───── SUPPLIED MATERIAL

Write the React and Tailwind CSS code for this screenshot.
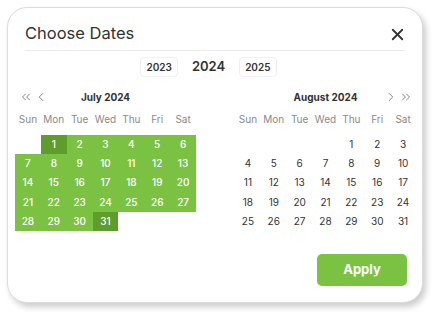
import React from 'react';
import { ChevronLeft, ChevronRight, ChevronsLeft, ChevronsRight, X } from 'lucide-react';

const WEEKDAYS = ['Sun', 'Mon', 'Tue', 'Wed', 'Thu', 'Fri', 'Sat'];

// build weeks for a month: offset = weekday of the 1st
const buildWeeks = (offset, days) => {
  const cells = [];
  for (let i = 0; i < offset; i++) cells.push(null);
  for (let d = 1; d <= days; d++) cells.push(d);
  while (cells.length % 7) cells.push(null);
  const weeks = [];
  for (let i = 0; i < cells.length; i += 7) weeks.push(cells.slice(i, i + 7));
  return weeks;
};

const Month = ({ title, weeks, selected, left }) => (
  <div className="w-[182px]">
    <div className="h-[20px] flex items-center relative">
      {left && (
        <div className="absolute left-[4px] top-[3px] flex items-center gap-[1px] text-[#777]">
          <ChevronsLeft size={14} strokeWidth={1.5} />
          <ChevronLeft size={14} strokeWidth={1.5} />
        </div>
      )}
      {!left && (
        <div className="absolute right-[3px] top-[3px] flex items-center gap-[1px] text-[#777]">
          <ChevronRight size={14} strokeWidth={1.5} />
          <ChevronsRight size={14} strokeWidth={1.5} />
        </div>
      )}
      <div className="w-full text-center text-[10px] font-bold text-[#333]">{title}</div>
    </div>
    <div className="grid grid-cols-7 mt-[6px] mb-[10px]">
      {WEEKDAYS.map((w) => (
        <div key={w} className="text-center text-[10px] text-[#8a8a8a] leading-[12px]">{w}</div>
      ))}
    </div>
    {weeks.map((week, wi) => (
      <div key={wi} className="grid grid-cols-7">
        {week.map((d, di) => {
          if (d === null) return <div key={di} className="h-[19.2px]" />;
          if (selected) {
            const edge = d === 1 || d === 31;
            return (
              <div
                key={di}
                className={`h-[19.2px] flex items-center justify-center text-[10px] font-medium text-white ${edge ? 'bg-[#5e9c2c]' : 'bg-[#7cc242]'}`}
              >
                {d}
              </div>
            );
          }
          return (
            <div key={di} className="h-[19.2px] flex items-center justify-center text-[10px] text-[#333]">
              {d}
            </div>
          );
        })}
      </div>
    ))}
  </div>
);

export default function App() {
  const july = buildWeeks(1, 31);
  const august = buildWeeks(4, 31);

  return (
    <div className="w-[438px] h-[312px] bg-white pt-[7px] pl-[7px]" style={{ fontFamily: 'Inter, "Noto Sans", sans-serif' }}>
      <div className="w-[416px] h-[296px] rounded-[20px] border border-[#dcdcdc] bg-white shadow-[3px_4px_6px_rgba(0,0,0,0.2)] px-[6px]">
        <div className="mx-[11px] h-[43px] flex items-end justify-between border-b border-[#ececec] pb-[5px]">
          <div className="text-[16.5px] leading-[24px] text-[#333]">Choose Dates</div>
          <X size={19} strokeWidth={2.3} className="text-[#333] mr-[-2px] mb-[1px]" />
        </div>
        <div className="flex items-center justify-center gap-[14px] mt-[6px] ml-[-13px]">
          <div className="px-[5px] h-[20px] flex items-center rounded-[4px] border border-[#f0f0f0] text-[10px] font-semibold text-[#333]">2023</div>
          <div className="text-[13px] font-semibold text-[#333]">2024</div>
          <div className="px-[5px] h-[20px] flex items-center rounded-[4px] border border-[#f0f0f0] text-[10px] font-semibold text-[#333]">2025</div>
        </div>
        <div className="flex gap-[39px] mt-[10px] pl-[1px]">
          <Month title="July 2024" weeks={july} selected left />
          <Month title="August 2024" weeks={august} />
        </div>
        <div className="flex justify-end mt-[23px] pr-[9px]">
          <button className="w-[90px] h-[32px] rounded-[5px] bg-[#7cc242] text-white text-[13px] font-bold">Apply</button>
        </div>
      </div>
    </div>
  );
}
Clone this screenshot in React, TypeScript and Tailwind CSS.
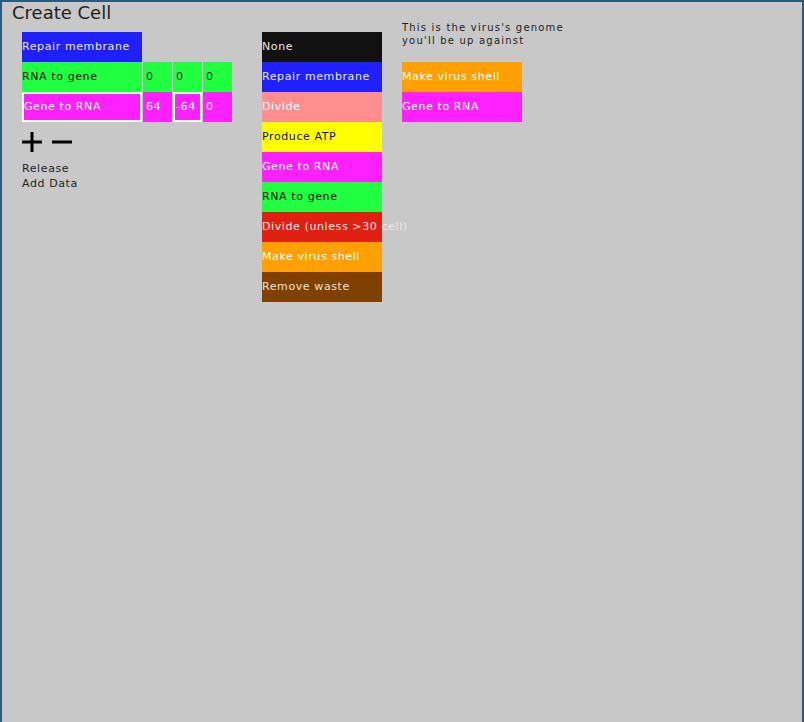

──────────

Give again, please, precisely the lines that begin the records and run through the line with "['Sun', 'Mon', 'Tue', 'Wed', 'Thu', 'Fri', 'Sat'];" in it, keeping both end lines and dropping any pictures.

Write the React and Tailwind CSS code for this screenshot.
import React from 'react';
import { ChevronLeft, ChevronRight, ChevronsLeft, ChevronsRight, X } from 'lucide-react';

const WEEKDAYS = ['Sun', 'Mon', 'Tue', 'Wed', 'Thu', 'Fri', 'Sat'];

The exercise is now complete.